The pope prepared a tumultuous welcome in Rome for his son, and the entry, which was to take place during Carnival, would add impressively to the customary events staged during that season. ‘On Wednesday 26 February, all the cardinals, on the order of His Holiness,’ reported Burchard, ‘received notification that they were to arrange for their households to be outside the gate of Santa Maria del Popolo’ at midday to welcome Cesare on his return. Burchard also announced that all ambassadors, government representatives, and officials of the Curia were to be there ‘in person,’ as were the cardinals themselves. They had a long, cold wait; it was not until after three o’clock that the crowds at the gate finally heard the distant sounds of trumpets and pipes that heralded Cesare’s arrival.

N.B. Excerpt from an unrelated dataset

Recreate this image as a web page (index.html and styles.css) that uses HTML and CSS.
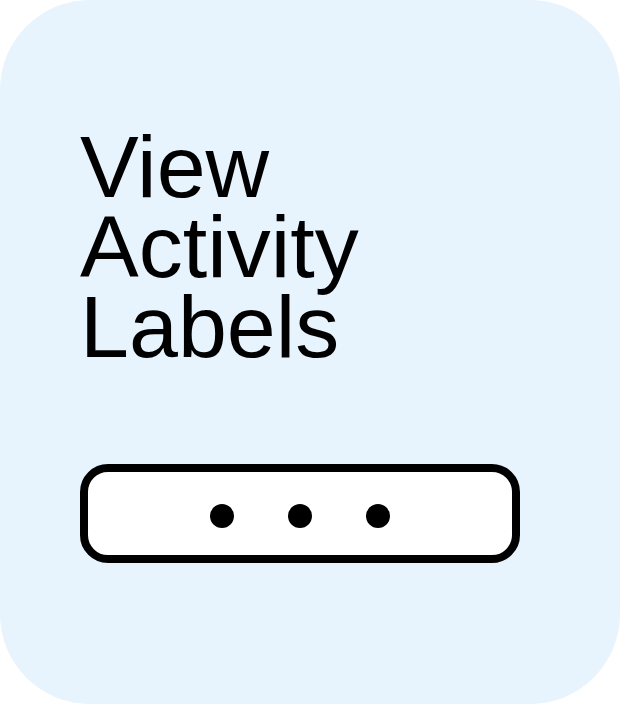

His entry was recorded in detail by Burchard, who had arranged the whole event and was evidently displeased that not all of the participants shared his own desire for order:
The cardinals, learning that Don Cesare was approaching, mounted their mules and waited in customary fashion outside the gate. They doffed their hats to welcome him, and he in turn took off his own cap and graciously thanked them. The procession made its way to the Vatican, Don Cesare riding between Cardinals Pallavicini and Orsini, passing along the Via Lata to the church of Santa Maria sopra Minerva… and the Campo dei Fiori.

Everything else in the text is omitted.